When you referee, your whole demeanour changes into business mode as soon as you get out of your car. You are shown to your changing room, you go out onto the pitch, introduce yourself to the coaches who are normally running their teams warm up, you then do a pitch inspection, warm yourself up and then you brief both teams. This is probably the most nerve wrecking part, as you have all eyes on you, you are laying out your expectations for the game, and if you don’t referee and stick to those expectations, then you immediately begin to have problems. I ‘borrowed’ my pre-match brief from my partner and had rehearsed it about a dozen times the night before.
It instilled the confidence in me and my delivery to the men, that even though I was a woman, I knew what I was talking about in a male dominated sport.
As it was my first game, I was mic’ed up to a committee member from the society who was assessing me on the side line. As soon as I blew the whistle for kick off and then blew the whistle moments later for the first infringement of ‘in at the side’, I knew that I could referee. I even issued my first yellow card which subsequently resulted in a penalty try. Rugby is a complex game, as a referee you will selectively penalise offences in order to achieve a fluid, enjoyable and fair game. It is more a function of mass coaching and people management, which is something I had taken from years of coaching and working within the sporting world. After that game, both teams said I was the best referee they had had all season, and my assessor was thoroughly impressed. I could probably count on one hand, how many times I had complimented a referee on their ‘performance’ during my career, so I knew I must have done well.
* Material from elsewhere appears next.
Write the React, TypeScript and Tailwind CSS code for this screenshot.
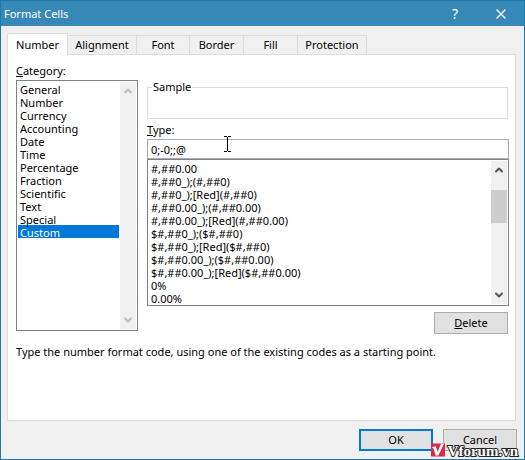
import { ChevronDown, ChevronUp, X } from "lucide-react";
import type { ReactNode } from "react";

const TABS = [
  { name: "Alignment", width: "w-[70px]" },
  { name: "Font", width: "w-[54px]" },
  { name: "Border", width: "w-[55px]" },
  { name: "Fill", width: "w-[55px]" },
  { name: "Protection", width: "w-[70px]" },
];

const CATEGORIES = [
  "General", "Number", "Currency", "Accounting", "Date", "Time",
  "Percentage", "Fraction", "Scientific", "Text", "Special", "Custom",
];

const FORMATS = [
  "#,##0.00",
  "#,##0_);(#,##0)",
  "#,##0_);[Red](#,##0)",
  "#,##0.00_);(#,##0.00)",
  "#,##0.00_);[Red](#,##0.00)",
  "$#,##0_);($#,##0)",
  "$#,##0_);[Red]($#,##0)",
  "$#,##0.00_);($#,##0.00)",
  "$#,##0.00_);[Red]($#,##0.00)",
  "0%",
  "0.00%",
];

function ListBox({ id, label, items, selected, height, arrow, children }: {
  id: string; label?: string; items: string[]; selected?: string; height: string; arrow: string; children?: ReactNode;
}) {
  return (
    <div className={`flex border border-[#7a808c] bg-white p-px ${height}`}>
      <select
        id={id}
        aria-label={label}
        size={items.length}
        defaultValue={selected}
        className="min-w-0 flex-1 overflow-hidden bg-white [scrollbar-width:none]"
      >
        {items.map((item) => (
          <option
            key={item}
            value={item}
            className="h-[13px] min-h-0 px-0.5 py-0 leading-[11px] checked:bg-[linear-gradient(#0078d7,#0078d7)] checked:[-webkit-text-fill-color:white]"
          >
            {item}
          </option>
        ))}
      </select>
      <div className={`ml-px flex w-4 flex-col items-center justify-between bg-[#f0f0f0] py-[3px] ${arrow}`}>
        <ChevronUp size={12} strokeWidth={4} />
        {children}
        <ChevronDown size={12} strokeWidth={4} />
      </div>
    </div>
  );
}

export default function App() {
  return (
    <div className="relative flex min-h-screen flex-col border border-[#1a7aae] bg-[#f0f0f0] font-['Noto_Sans',sans-serif] text-[11px] leading-[14px] text-black">
      <header className="flex h-[25px] items-center bg-[#3788b6] pl-[3px] pr-[15px] text-white">
        <h1 className="flex-1">Format Cells</h1>
        <button aria-label="Help" className="mr-[30px] w-4 text-sm">?</button>
        <button aria-label="Close"><X size={16} strokeWidth={2} /></button>
      </header>

      <nav role="tablist" className="mt-[7px] flex items-end pl-1.5">
        <button role="tab" aria-selected="true" className="relative z-10 -mb-px h-[22px] w-[61px] border border-b-0 border-[#dcdcdc] bg-white">
          Number
        </button>
        {TABS.map((tab) => (
          <button key={tab.name} role="tab" aria-selected="false" className={`-ml-px h-[19px] border border-b-0 border-[#dcdcdc] ${tab.width}`}>
            {tab.name}
          </button>
        ))}
      </nav>

      <main className="ml-1.5 mr-2 flex-1 border border-[#dcdcdc] bg-white pl-2 pr-1.5 pt-[9px]">
        <div className="flex gap-[9px]">
          <div className="w-[122px]">
            <label htmlFor="category" className="mb-0.5 block"><u>C</u>ategory:</label>
            <ListBox id="category" items={CATEGORIES} selected="Custom" height="h-[251px]" arrow="text-[#bfbfbf]" />
          </div>
          <div className="flex min-w-0 flex-1 flex-col pt-4">
            <fieldset className="mr-px h-[39px] border border-[#dcdcdc] px-1">
              <legend className="px-px">Sample</legend>
            </fieldset>
            <label htmlFor="type" className="mb-0.5 mt-1 block"><u>T</u>ype:</label>
            <input id="type" defaultValue="0;-0;;@" className="h-5 border border-[#a8abb2] bg-white px-[3px]" />
            <ListBox id="formats" label="Format codes" items={FORMATS} height="h-[147px]" arrow="text-[#555]">
              <div className="mb-auto mt-[14px] h-[33px] w-full bg-[#cdcdcd]" />
            </ListBox>
            <button className="mr-px mt-1.5 h-[22px] w-[74px] self-end border border-[#adadad] bg-[#e1e1e1]"><u>D</u>elete</button>
          </div>
        </div>
        <p className="mt-[11px]">Type the number format code, using one of the existing codes as a starting point.</p>
      </main>

      <footer className="flex justify-end gap-2.5 pb-2 pr-[7px] pt-2">
        <button className="h-[22px] w-[74px] border-2 border-[#0078d7] bg-[#e1e1e1]">OK</button>
        <button className="h-[22px] w-[74px] border border-[#adadad] bg-[#e1e1e1]">Cancel</button>
      </footer>

      <svg aria-hidden="true" className="pointer-events-none absolute left-[223px] top-[135px]" width="8" height="17" fill="none" stroke="black">
        <path d="M0 .5h3M4 .5h3M3.5 1v14M0 15.5h3M4 15.5h3" />
      </svg>

      <div className="absolute bottom-0.5 right-1.5 flex items-end gap-[3px]">
        <svg aria-hidden="true" width="14" height="14" viewBox="0 0 15 14">
          <path d="M0 0h15v14H0z" fill="#d92b4b" />
          <path d="M1 4l4-1 2 6 4-9h3L8 13H5L3 6z" fill="white" />
        </svg>
        <span className="font-['Liberation_Serif',serif] text-[15px] font-bold leading-[12px] text-white [-webkit-text-stroke:2px_#222] [paint-order:stroke_fill]">Vforum.vn</span>
      </div>
    </div>
  );
}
From then on, I was hooked.
Before COVID brought about a premature end to everyone’s season, I had refereed five matches, been assessed twice, been taken on by Clare Daniels, (another women’s referee trailblazer), as my coach/mentor, and decided that refereeing was the direction I now wanted to go in with my rugby. At 28 years old my body is still able to physically play rugby, but I see refereeing as a better option to give back to the game I have dedicated my life to, and the pathway for success seems endless and more prolonged. I’m now more excited than I’ve ever been to get back on the rugby pitch, as it’s a fresh journey of continual learning and growing, and a new perspective on the game.
Whether you are considering retiring or feeling lost having retired; there are always options within your sport to still be involved. As professional sports people, I think we take for granted of what we innately learn every time we take to the pitch, whether that’s for a training session, league match, or a grand final. For example, I didn’t know that I actually knew how to referee a maul and a scrum until I actually did it, making me realise I was subconsciously learning every time I watched from a far out on the wing.
Retiring doesn’t necessarily mean you are leaving your sport behind; in fact, you don’t even have to ‘retire’ at all depending on what path you choose to take. It could just mean your journey in sport is taking a different direction, giving you a new focus and outlook on how you now strive for success.